START Data block

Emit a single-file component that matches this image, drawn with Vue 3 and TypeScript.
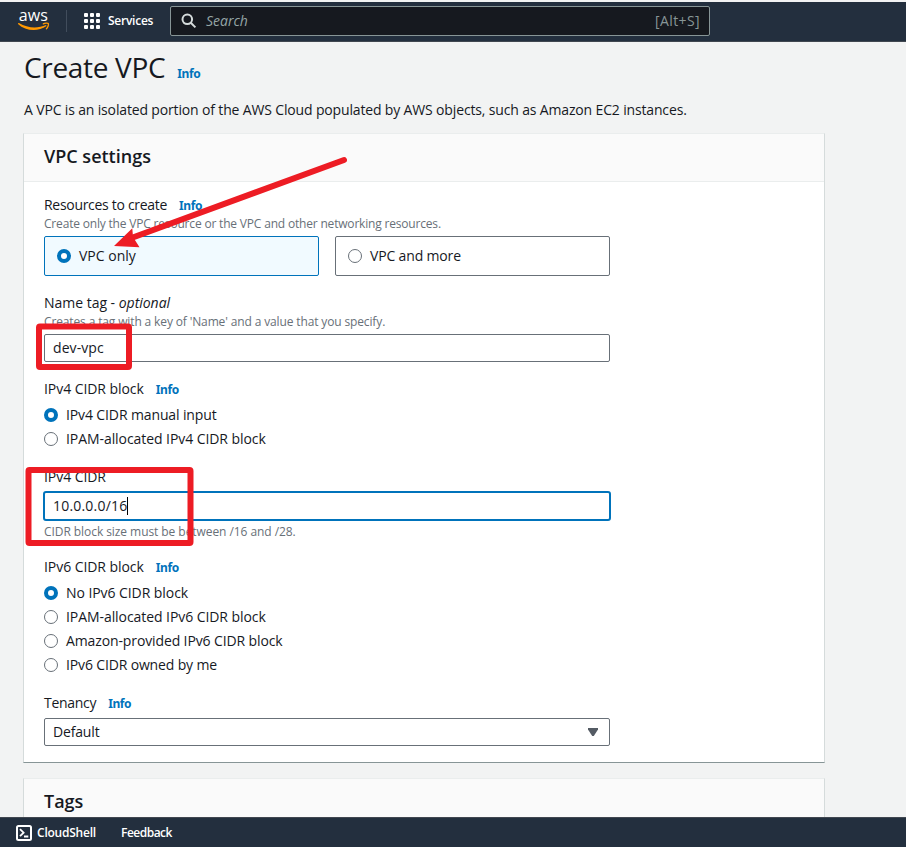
<script setup lang="ts">
import { ref } from 'vue'

interface Option {
  value: string
  label: string
  cls: string
}

const resources: Option[] = [
  { value: 'vpc', label: 'VPC only', cls: 'ls-vpc' },
  { value: 'more', label: 'VPC and more', cls: 'ls-tight' },
]
const ipv4Options: Option[] = [
  { value: 'manual', label: 'IPv4 CIDR manual input', cls: 'ls-manual' },
  { value: 'ipam', label: 'IPAM-allocated IPv4 CIDR block', cls: 'ls-ipam' },
]
const ipv6Options: Option[] = [
  { value: 'none', label: 'No IPv6 CIDR block', cls: 'ls-ipam' },
  { value: 'ipam', label: 'IPAM-allocated IPv6 CIDR block', cls: 'ls-ipam' },
  { value: 'amazon', label: 'Amazon-provided IPv6 CIDR block', cls: 'ls-manual' },
  { value: 'own', label: 'IPv6 CIDR owned by me', cls: 'ls-owned' },
]

const resource = ref('vpc')
const ipv4 = ref('manual')
const ipv6 = ref('none')
const dots = [0, 1, 2, 3, 4, 5, 6, 7, 8]
</script>

<template>
  <div class="page">
    <header class="topnav">
      <svg class="logo" width="34" height="34" viewBox="0 -6 34 34">
        <text class="logo-text" x="1.8" y="12.4" textLength="29" lengthAdjust="spacingAndGlyphs">aws</text>
        <path d="M1 14.300L2 14.100C10.500 19.300 20.500 20 29 16.100L29.600 17C20.500 23.200 8.500 22 1 14.900Z" fill="#f90" />
        <path d="M26.300 14.900C28 13.900 30.800 13.800 31.300 14.500C31.800 15.500 31 18.200 29.400 19.800" fill="none" stroke="#f90" stroke-width="1.300" stroke-linecap="round" />
      </svg>
      <span class="divider"></span>
      <span class="grid-icon"><i v-for="d in dots" :key="d"></i></span>
      <span class="services">Services</span>
      <div class="search">
        <svg width="16" height="16" viewBox="0 0 16 16" fill="none" stroke="#d5dbdb" stroke-width="2">
          <circle cx="6.3" cy="6.3" r="4.8" />
          <path d="M9.800 9.800L14.400 14.400" />
        </svg>
        <span class="placeholder">Search</span>
        <span class="hint">[Alt+S]</span>
      </div>
    </header>

    <main class="content">
      <h1>Create VPC <a class="info">Info</a></h1>
      <p class="intro">A VPC is an isolated portion of the AWS Cloud populated by AWS objects, such as Amazon EC2 instances.</p>

      <section class="card">
        <h2><span>VPC settings</span></h2>
        <div class="form">
          <div class="field resources">
            <div class="label"><span class="ls-resources">Resources to create</span><a class="info">Info</a></div>
            <div class="desc">Create only the VPC resource or the VPC and other networking resources.</div>
            <div class="tiles">
              <div v-for="o in resources" :key="o.value" class="tile" :class="{ on: resource === o.value }" @click="resource = o.value">
                <span class="radio" :class="{ on: resource === o.value }"></span><span :class="o.cls">{{ o.label }}</span>
              </div>
            </div>
          </div>

          <div class="field name">
            <div class="label"><span class="ls-optional">Name tag - <em>optional</em></span></div>
            <div class="desc ls-name">Creates a tag with a key of 'Name' and a value that you specify.</div>
            <div class="input"><span class="ls-dev">dev-vpc</span></div>
          </div>

          <div class="field ipv4">
            <div class="label"><span class="ls-block">IPv4 CIDR block</span><a class="info">Info</a></div>
            <div class="radios">
              <div v-for="o in ipv4Options" :key="o.value" class="option" @click="ipv4 = o.value">
                <span class="radio" :class="{ on: ipv4 === o.value }"></span><span :class="o.cls">{{ o.label }}</span>
              </div>
            </div>
          </div>

          <div class="field cidr">
            <div class="label"><span class="ls-block">IPv4 CIDR</span></div>
            <div class="input focused"><span class="ls-ip">10.0.0.0/16</span><i class="caret"></i></div>
            <div class="desc constraint">CIDR block size must be between /16 and /28.</div>
          </div>

          <div class="field ipv6">
            <div class="label"><span class="ls-block">IPv6 CIDR block</span><a class="info">Info</a></div>
            <div class="radios">
              <div v-for="o in ipv6Options" :key="o.value" class="option" @click="ipv6 = o.value">
                <span class="radio" :class="{ on: ipv6 === o.value }"></span><span :class="o.cls">{{ o.label }}</span>
              </div>
            </div>
          </div>

          <div class="field tenancy">
            <div class="label"><span class="ls-tenancy">Tenancy</span><a class="info">Info</a></div>
            <div class="input select">
              <span class="ls-tight">Default</span>
              <svg width="10" height="8" viewBox="0 0 10 8"><path d="M0 0H10V1.400L5.800 8H4.200L0 1.400Z" fill="#545b64" /></svg>
            </div>
          </div>
        </div>
      </section>

      <section class="card tags">
        <h2><span>Tags</span></h2>
      </section>
    </main>

    <footer class="bottombar">
      <svg width="16" height="16" viewBox="0 0 16 16" fill="none" stroke="#fff">
        <rect x="1" y="1" width="14" height="14" rx="1.5" stroke-width="2" />
        <path d="M4 4.200L7.600 7.700L4 11.200M8 11.500H12.300" stroke-width="1.800" />
      </svg>
      <span class="shell">CloudShell</span>
      <span class="feedback">Feedback</span>
    </footer>

    <svg class="markup" width="906" height="847" viewBox="0 0 906 847" fill="none" stroke="#ed1c24">
      <path d="M344 160L130 238.500" stroke-width="6" stroke-linecap="round" />
      <path d="M114 246L132.300 228.300L133 237L139.500 247.200Z" fill="#ed1c24" stroke="none" />
      <rect x="39" y="326.500" width="90" height="40.500" rx="1" stroke-width="6" />
      <rect x="28.500" y="470" width="162" height="73" rx="1" stroke-width="6" />
    </svg>
  </div>
</template>

<style>
body {
  margin: 0;
  overflow: hidden;
}
</style>

<style scoped>
.page {
  position: relative;
  display: flex;
  flex-direction: column;
  width: 906px;
  height: 847px;
  overflow: hidden;
  background: #f2f3f3;
  color: #16191f;
  font: 14px/22px "Open Sans", "Noto Sans", sans-serif;
  box-sizing: border-box;
}
.page * {
  box-sizing: border-box;
}
.topnav {
  display: flex;
  align-items: center;
  flex: none;
  height: 42px;
  padding-bottom: 1px;
  border-top: 2px solid #f2f3f3;
  border-bottom: 1px solid #414750;
  background: #232f3e;
  color: #fff;
}
.logo {
  margin-left: 17px;
  margin-top: -2px;
  overflow: visible;
}
.logo-text {
  font: 500 17px/20px "Open Sans", sans-serif;
  fill: #fff;
}
.divider {
  width: 1px;
  height: 22px;
  margin-left: 15px;
  background: #414d5c;
}
.grid-icon {
  display: grid;
  grid-template-columns: repeat(3, 4px);
  gap: 2px;
  margin-left: 17px;
}
.grid-icon i {
  height: 4px;
  background: #fff;
  border-radius: 1px;
}
.services {
  width: 62px;
  margin-left: 8px;
  font-size: 12px;
  font-weight: 600;
  letter-spacing: -0.25px;
}
.search {
  display: flex;
  align-items: center;
  width: 540px;
  height: 30px;
  padding: 0 9px 0 10px;
  border: 1px solid #879596;
  border-radius: 2px;
  background: #16191f;
}
.placeholder {
  margin-left: 9px;
  color: #95a5a6;
  font-style: italic;
}
.hint {
  margin-left: auto;
  color: #879596;
  letter-spacing: 0.4px;
}
.content {
  flex: 1;
  min-height: 0;
  padding: 7px 0 0 24px;
}
h1 {
  display: flex;
  align-items: baseline;
  gap: 12px;
  margin: 0;
  font-size: 28px;
  font-weight: 400;
  line-height: 36px;
  letter-spacing: -0.32px;
}
.info {
  color: #0073bb;
  font: 700 12px/22px "Noto Sans", sans-serif;
  letter-spacing: -0.4px;
}
.intro {
  margin: 14px 0 0;
  letter-spacing: -0.153px;
  white-space: nowrap;
}
.card {
  width: 802px;
  margin-top: 12px;
  margin-left: -1px;
  border: 1px solid #d5dbdb;
  border-top-color: #eaeded;
  border-bottom: 1px solid #879596;
  background: #fff;
}
h2 {
  display: flex;
  align-items: center;
  height: 48px;
  margin: 0;
  padding: 0 20px 4px;
  border-bottom: 1px solid #eaeded;
  background: #fafafa;
  font-size: 18px;
  font-weight: 600;
  line-height: 22px;
}
.form {
  height: 580px;
  padding: 12px 20px 0;
}
.label {
  display: flex;
  align-items: baseline;
  gap: 12px;
  height: 22px;
  white-space: nowrap;
}
.desc {
  height: 15px;
  color: #687078;
  font-size: 12px;
  line-height: 15px;
  letter-spacing: -0.184px;
  white-space: nowrap;
}
.tiles {
  display: flex;
  gap: 16px;
  margin-top: 5px;
}
.tile {
  display: flex;
  align-items: center;
  width: 275px;
  height: 40px;
  padding-left: 12px;
  border: 1px solid #687078;
  border-radius: 2px;
}
.tile.on {
  border-color: #0073bb;
  background: #f1faff;
}
.radio {
  flex: none;
  width: 14px;
  height: 14px;
  margin-right: 8px;
  border: 1px solid #687078;
  border-radius: 50%;
  background: #fff;
}
.radio.on {
  border: 4px solid #0073bb;
}
.name {
  margin-top: 16px;
}
.input {
  display: flex;
  align-items: center;
  width: 566px;
  height: 28px;
  margin-top: 5px;
  padding: 0 8px;
  border: 1px solid #687078;
  border-radius: 2px;
}
.ipv4 {
  margin-top: 16px;
}
.radios {
  padding-top: 3px;
}
.option {
  display: flex;
  align-items: center;
  height: 24px;
}
.cidr {
  margin-top: 15px;
}
.input.focused {
  width: 568px;
  height: 30px;
  margin: 3px 0 0 -1px;
  border: 2px solid #0073bb;
  border-radius: 3px;
}
.caret {
  width: 1px;
  height: 18px;
  background: #000;
}
.constraint {
  margin-top: 3px;
  letter-spacing: -0.065px;
}
.ipv6 {
  margin-top: 17px;
}
.tenancy {
  margin-top: 15px;
}
.select {
  justify-content: space-between;
  padding-right: 11px;
  margin-top: 4px;
}
.tags {
  margin-top: 15px;
}
.bottombar {
  display: flex;
  align-items: center;
  flex: none;
  position: relative;
  height: 30px;
  padding-left: 16px;
  border-top: 1px solid #414750;
  background: #232f3e;
  color: #fff;
  font-size: 12px;
  font-weight: 600;
}
.shell {
  margin-left: 5px;
  width: 84px;
  letter-spacing: -0.23px;
}
.feedback {
  letter-spacing: -0.5px;
}
.markup {
  position: absolute;
  top: 0;
  left: 0;
  pointer-events: none;
}
.ls-vpc { letter-spacing: 0; }
.ls-tight { letter-spacing: -0.16px; }
.ls-resources { letter-spacing: -0.3px; }
.ls-optional { letter-spacing: -0.02px; }
.ls-name { letter-spacing: -0.135px; }
.ls-dev { letter-spacing: 0.08px; }
.ls-block { letter-spacing: -0.06px; }
.ls-manual { letter-spacing: -0.12px; }
.ls-ipam { letter-spacing: -0.07px; }
.ls-owned { letter-spacing: -0.15px; }
.ls-ip { letter-spacing: 0.2px; }
.ls-tenancy { letter-spacing: -0.3px; }
</style>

END Data block

## Task to carry out
Everything from the first line of the listing above through the line that contains "Amazon EC2 instances.</p>" is to be restated word for word, minus the pictures.

## Written response
Emit a single-file component that matches this image, drawn with Vue 3 and TypeScript.
<script setup lang="ts">
import { ref } from 'vue'

interface Option {
  value: string
  label: string
  cls: string
}

const resources: Option[] = [
  { value: 'vpc', label: 'VPC only', cls: 'ls-vpc' },
  { value: 'more', label: 'VPC and more', cls: 'ls-tight' },
]
const ipv4Options: Option[] = [
  { value: 'manual', label: 'IPv4 CIDR manual input', cls: 'ls-manual' },
  { value: 'ipam', label: 'IPAM-allocated IPv4 CIDR block', cls: 'ls-ipam' },
]
const ipv6Options: Option[] = [
  { value: 'none', label: 'No IPv6 CIDR block', cls: 'ls-ipam' },
  { value: 'ipam', label: 'IPAM-allocated IPv6 CIDR block', cls: 'ls-ipam' },
  { value: 'amazon', label: 'Amazon-provided IPv6 CIDR block', cls: 'ls-manual' },
  { value: 'own', label: 'IPv6 CIDR owned by me', cls: 'ls-owned' },
]

const resource = ref('vpc')
const ipv4 = ref('manual')
const ipv6 = ref('none')
const dots = [0, 1, 2, 3, 4, 5, 6, 7, 8]
</script>

<template>
  <div class="page">
    <header class="topnav">
      <svg class="logo" width="34" height="34" viewBox="0 -6 34 34">
        <text class="logo-text" x="1.8" y="12.4" textLength="29" lengthAdjust="spacingAndGlyphs">aws</text>
        <path d="M1 14.300L2 14.100C10.500 19.300 20.500 20 29 16.100L29.600 17C20.500 23.200 8.500 22 1 14.900Z" fill="#f90" />
        <path d="M26.300 14.900C28 13.900 30.800 13.800 31.300 14.500C31.800 15.500 31 18.200 29.400 19.800" fill="none" stroke="#f90" stroke-width="1.300" stroke-linecap="round" />
      </svg>
      <span class="divider"></span>
      <span class="grid-icon"><i v-for="d in dots" :key="d"></i></span>
      <span class="services">Services</span>
      <div class="search">
        <svg width="16" height="16" viewBox="0 0 16 16" fill="none" stroke="#d5dbdb" stroke-width="2">
          <circle cx="6.3" cy="6.3" r="4.8" />
          <path d="M9.800 9.800L14.400 14.400" />
        </svg>
        <span class="placeholder">Search</span>
        <span class="hint">[Alt+S]</span>
      </div>
    </header>

    <main class="content">
      <h1>Create VPC <a class="info">Info</a></h1>
      <p class="intro">A VPC is an isolated portion of the AWS Cloud populated by AWS objects, such as Amazon EC2 instances.</p>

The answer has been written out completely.